Now let's turn to Mayorkas's remarks. As noted, Rubin only quotes a fragment, and in isolation it's not bad. Rubin's rewording highlights its virtue: "If you are here illegally, but you don't do anything bad, we just ain't gonna do anything about it." What's wrong with that?
Mayorkas did not go nearly far enough, however. As I explain here, since U.S. laws do not apply outside of U.S. territory, a person standing on Mexican soil cannot violate a U.S. prohibition against unauthorized border crossings. By the time he is on U.S. soil and subject to U.S. law, the crossing has already occurred. This means that people like Rubin who can't stand the thought of living among people whose first act with respect to the United States was to break the law can rest easy.
If they are concerned about those who overstay their visas, we might ask on what grounds bureaucrats (as opposed to property owners) have the authority to set the terms of visits to America. That implies that the government or the people as a whole own the country, but that's a question that we haven't debated yet. It's more question-begging.
Unfortunately, Mayorkas didn't leave the matter there. He watered down the statement with conditions that are too vague to make a freedom-lover comfortable. That should be unsurprising since the Biden administration has not kept its promise to undo the outrageous Trump approach to immigration.
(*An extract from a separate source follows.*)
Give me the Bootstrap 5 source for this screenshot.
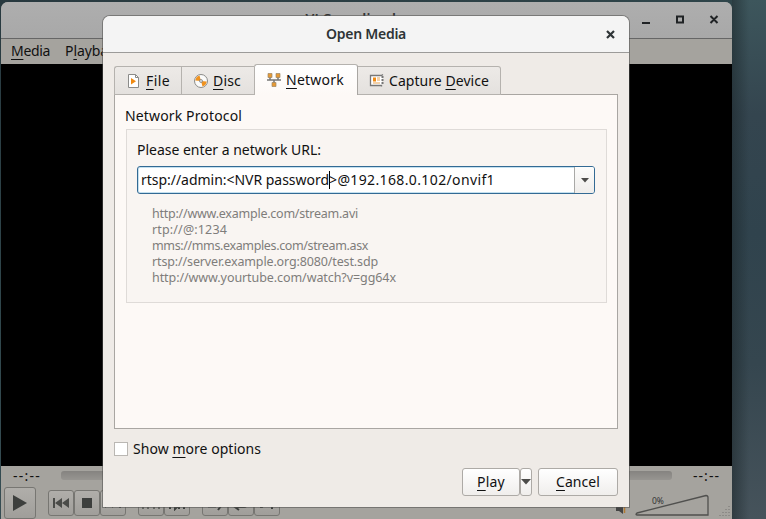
<!DOCTYPE html>
<html lang="en">
<head>
<meta charset="utf-8">
<meta name="viewport" content="width=device-width, initial-scale=1">
<title>Open Media</title>
<link href="https://cdn.jsdelivr.net/npm/bootstrap@5.3.0/dist/css/bootstrap.min.css" rel="stylesheet">
<style>
body{width:766px;height:519px;font-family:"Noto Sans",sans-serif;font-size:14px;line-height:20px;color:#111;background:linear-gradient(160deg,#28393f 0%,#30474c 40%,#3b5158 85%,#43525c 100%)}
.desk-edge{left:732px;top:0;width:34px;height:519px;background:linear-gradient(90deg,rgba(25,35,38,.5),transparent 50%),linear-gradient(#3d565c,#34454f 22%,#30434d 45%,#35464f 70%,#46535b)}
u{text-decoration-thickness:1px;text-underline-offset:3px;text-decoration-skip-ink:none}
.player{left:1px;top:2px;width:731px;height:517px;border-radius:7px 7px 0 0;background:#a5a39e}
.player-title{height:37px;background:linear-gradient(#aeaeae,#a8a8a8);border-bottom:1px solid #666;font-weight:600}
.player-name{top:7px;left:0;right:0;color:#333}
.player-menu{height:25px;padding:2px 0 0 10px;gap:15px}
.video{height:402px;background:#000}
.seek{height:19px;padding:0 12px}
.seek-bar{height:9px;margin:0 21px 0 20px;border-radius:3px;background:linear-gradient(#858380,#979591)}
.controls{padding:2px 0 0 3px}
.ctl-group{margin:3px 0 0 12px}
.ctl{border:1px solid #777672;border-radius:3px;background:linear-gradient(#b0aeaa,#a09e9a);width:26px;height:26px}
.ctl-play{width:32px;height:32px}
.ctl svg,.icon{display:block;flex:none}
.dlg{left:103px;top:16px;width:526px;height:491px;border-radius:7px 7px 0 0;background:#efebe7;box-shadow:0 0 0 1px rgba(80,80,78,.55);z-index:2}
.dlg-title{height:37px;border-bottom:1px solid #9c9b99;background:#f4f4f4;border-radius:7px 7px 0 0;font-weight:600;color:#2e3436}
.dlg-close{right:14px;top:14px}
.tabs-strip{height:31px;margin:11px 11px 0;z-index:1}
.tab-item{height:29px;border:1px solid #b5b2ae;border-right-width:0;background:linear-gradient(#edeae7,#e4e1de);padding:1px 0 0 11px}
.tab-item .tx{margin-left:4px}
.tab-item:first-child{border-top-left-radius:3px}
.tab-item:last-child{border-right-width:1px;border-top-right-radius:3px}
.tab-item.current{height:31px;background:linear-gradient(#fff,#fdf9f6);border-bottom:0;border-right:1px solid #a9a6a2;border-radius:3px 3px 0 0;padding-bottom:2px}
.tab-item.current + .tab-item{border-left:0}
.pane{margin:-1px 11px 0;height:335px;border:1px solid #a9a6a2;background:#fdf9f6;padding:11px 10px 0 10px}
.group{border:1px solid #dfdbd8;background:#f9f5f2;height:174px;margin:3px 0 0 1px;padding:10px 11px 0 10px}
.url-box{height:28px;margin-top:6px;border:1px solid #336a94;border-radius:3px;background:#fff;box-shadow:inset 0 0 0 1px #c4e0ef}
.url-text{padding-left:3px;white-space:pre}
.caret{width:1px;height:18px;background:#000;margin-right:-1px}
.url-drop{width:20px;border-left:1px solid #a9a9a7;background:linear-gradient(#fcfcfb,#efedeb);border-radius:0 2px 2px 0}
.hints{margin:12px 0 0 15px;font-size:12.5px;line-height:16px;color:#7f7d7b}
.check{width:14px;height:14px;border:1px solid #bab7b3;background:#fff}
.more{margin:10px 11px 0;gap:5px}
.push{height:28px;border:1px solid #adaaa6;border-radius:3px;background:linear-gradient(#fff,#f0eeec);padding:0;color:#111}
.push-play{width:58px}
.push-drop{width:12px}
.push-cancel{width:80px;margin-left:6px}
.foot{margin:9px 11px 0}
.tx{display:inline-block;white-space:pre}
.tab-file{width:67px}
.tab-disc{width:73px}
.tab-net{width:104px}
.tab-cap{width:143px}
</style>
</head>
<body class="position-relative overflow-hidden m-0">
<div class="desk-edge position-absolute"></div>
<main class="player position-absolute overflow-hidden">
  <header class="player-title d-flex justify-content-end position-relative">
    <div class="player-name position-absolute text-center"><span class="tx" data-w="122">VLC media player</span></div>
    <svg class="icon" width="92" height="36" fill="none" stroke="#202325" stroke-width="2"><path d="M2 21h8M37 14.500h6v6h-6zM70.500 14l7 7M77.500 14l-7 7"/></svg>
  </header>
  <nav class="player-menu d-flex"><span class="tx" data-w="39"><u>M</u>edia</span><span class="tx" data-w="57">P<u>l</u>ayback</span></nav>
  <div class="video"></div>
  <div class="seek d-flex align-items-center"><span class="tx" data-w="28">--:--</span><div class="seek-bar flex-grow-1"></div><span class="tx" data-w="27">--:--</span></div>
  <div class="controls d-flex align-items-start">
    <div class="ctl ctl-play d-flex align-items-center justify-content-center"><svg width="14" height="18" fill="#3d3f3d"><path d="M0 1l14 8-14 8z"/></svg></div>
    <div class="ctl-group d-flex">
      <div class="ctl d-flex align-items-center justify-content-center"><svg width="16" height="12" fill="#4a4b48"><path d="M0 1h2v10H0zM9 1v10L2 6zM16 1v10L9 6z"/></svg></div>
      <div class="ctl d-flex align-items-center justify-content-center"><svg width="10" height="10" fill="#3d3f3d"><path d="M0 0h10v10H0z"/></svg></div>
      <div class="ctl d-flex align-items-center justify-content-center"><svg width="16" height="12" fill="#4a4b48"><path d="M0 1v10l7-5zM7 1v10l7-5zM14 1h2v10h-2z"/></svg></div>
    </div>
    <div class="ctl-group d-flex">
      <div class="ctl d-flex align-items-center justify-content-center"><svg width="18" height="16" fill="none" stroke="#666763" stroke-width="2"><path d="M1 14V2h5v12M12 14V2h5v12"/></svg></div>
      <div class="ctl d-flex align-items-center justify-content-center"><svg width="16" height="16" fill="none" stroke="#3d3f3d" stroke-width="2"><path d="M1 2v12M15 2v12M6 2v12l4-4V2M10 8v6"/></svg></div>
    </div>
    <div class="ctl-group d-flex">
      <div class="ctl d-flex align-items-center justify-content-center"><svg width="16" height="16" fill="none" stroke="#3d3f3d" stroke-width="2"><path d="M1 11.500h8M1 7h8M11 6h3v5l-3 4"/></svg></div>
      <div class="ctl d-flex align-items-center justify-content-center"><svg width="16" height="16" fill="none" stroke="#3d3f3d" stroke-width="2"><path d="M2 12h9q3 0 3-4V4H4M6 9l-4 3 4 3"/></svg></div>
      <div class="ctl d-flex align-items-center justify-content-center"><svg width="16" height="16" fill="none" stroke="#3d3f3d" stroke-width="2"><path d="M1 12h2l7-8h3M8 11h6M13 8v6"/></svg></div>
    </div>
    <svg class="icon ms-auto" width="124" height="32" fill="none"><path d="M8 20h3l4-4v11l-4-3H8z" fill="#444"/><path d="M16.500 18v8" stroke="#b37b32" stroke-width="1.500"/><path d="M29 26L98 8.500q2 0 2 2V28H29q-2 0 0-2z" stroke="#50504e" stroke-width="1.300"/><path d="M121 19v12M118 22v9M115 25v6M112 28v3" stroke="#747370" stroke-dasharray="1 2"/><text x="44" y="16.500" font-size="8.500" fill="#333">0%</text></svg>
  </div>
</main>

<section class="dlg position-absolute">
  <header class="dlg-title d-flex align-items-center justify-content-center position-relative"><span class="tx" data-w="80">Open Media</span>
    <svg class="dlg-close position-absolute" width="9" height="9" stroke="#2e3436" stroke-width="2.200"><path d="M1 1l7 7M8 1L1 8"/></svg></header>
  <div class="tabs-strip d-flex align-items-end position-relative">
    <div class="tab-item tab-file d-flex align-items-center">
      <svg class="icon" width="16" height="16"><path d="M2.500 1.500h7l3 3v10h-10z" fill="#fff" stroke="#8b8b89"/><path d="M9.500 1.500v3h3" fill="none" stroke="#8b8b89"/><path d="M5 5l5 3.200-5 3.200z" fill="#f08a12"/></svg>
      <span class="tx" data-w="24"><u>F</u>ile</span></div>
    <div class="tab-item tab-disc d-flex align-items-center">
      <svg class="icon" width="16" height="16"><circle cx="8" cy="8" r="6.500" fill="#fbfbfa" stroke="#8b8b89"/><path d="M8 8L2.300 7.500A6 6 0 0 1 6.500 2.500zM8 8l5.700.5a6 6 0 0 1-4.200 5z" fill="#f0921e"/><circle cx="8" cy="8" r="1.500" fill="#ddd" stroke="#777" stroke-width=".7"/></svg>
      <span class="tx" data-w="28"><u>D</u>isc</span></div>
    <div class="tab-item tab-net current d-flex align-items-center">
      <svg class="icon" width="16" height="16"><path d="M1 8h14M4 5v3M12 5v3M8 8v3" stroke="#777" stroke-width="1.500"/><path d="M2 1.500h4v4H2zM10 1.500h4v4h-4zM6 10.500h4v4H6z" fill="#e79a35" stroke="#9a8668" stroke-width=".7"/></svg>
      <span class="tx" data-w="58"><u>N</u>etwork</span></div>
    <div class="tab-item tab-cap d-flex align-items-center">
      <svg class="icon" width="16" height="16"><path d="M14 1.500l-1.500 1H1.500v10h11v1" fill="#fff" stroke="#777" stroke-width="1.300"/><path d="M13.500 3v8" stroke="#777" stroke-width="2" stroke-dasharray="2 1"/><path d="M4 4.500h3v4H4z" fill="#f08a12"/><path d="M8 5h3M8 7h3M4 10h7" stroke="#e7a353"/></svg>
      <span class="tx" data-w="100">Capture <u>D</u>evice</span></div>
  </div>
  <div class="pane">
    <div><span class="tx" data-w="117">Network Protocol</span></div>
    <div class="group">
      <div><span class="tx" data-w="184">Please enter a network URL:</span></div>
      <div class="url-box d-flex">
        <div class="url-text d-flex align-items-center flex-grow-1"><span class="tx" data-w="188">rtsp://admin:&lt;NVR password</span><span class="caret"></span><span class="tx" data-w="166">&gt;@192.168.0.102/onvif1</span></div>
        <div class="url-drop d-flex align-items-center justify-content-center"><svg width="8" height="5"><path d="M0 0h8L4 4.500z" fill="#4c4c4a"/></svg></div>
      </div>
      <div class="hints">
        <div><span class="tx" data-w="206">http://www.example.com/stream.avi</span></div>
        <div><span class="tx" data-w="75">rtp://@:1234</span></div>
        <div><span class="tx" data-w="216">mms://mms.examples.com/stream.asx</span></div>
        <div><span class="tx" data-w="226">rtsp://server.example.org:8080/test.sdp</span></div>
        <div><span class="tx" data-w="244">http://www.yourtube.com/watch?v=gg64x</span></div>
      </div>
    </div>
  </div>
  <div class="more d-flex align-items-center"><span class="check"></span><span class="tx" data-w="128">Show <u>m</u>ore options</span></div>
  <div class="foot d-flex justify-content-end">
    <button class="push push-play d-flex align-items-center justify-content-center"><span class="tx" data-w="28"><u>P</u>lay</span></button>
    <button class="push push-drop d-flex align-items-center justify-content-center"><svg class="icon" width="10" height="6"><path d="M0 0h10L5 5.500z" fill="#4c4c4a"/></svg></button>
    <button class="push push-cancel d-flex align-items-center justify-content-center"><span class="tx" data-w="44"><u>C</u>ancel</span></button>
  </div>
</section>
<script src="https://cdn.jsdelivr.net/npm/bootstrap@5.3.0/dist/js/bootstrap.bundle.min.js"></script>
<script>
// Fit each label's tracking to its width on the form.
document.querySelectorAll('[data-w]').forEach(function (el) {
  var n = el.textContent.length;
  el.style.letterSpacing = ((+el.dataset.w - el.getBoundingClientRect().width) / n) + 'px';
});
</script>
</body>
</html>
Mayorkas completed his sentence this way: "we will allocate our efforts, we will allocate our resources on those individuals who present a current public safety threat, a threat to national security, or a threat to our border security, and that is a very important principle."
He's pretty much taken away with the right-hand everything he had given with the left.
At any rate, as Rubin and others make clear, the anti-woke left and right have a long way to go.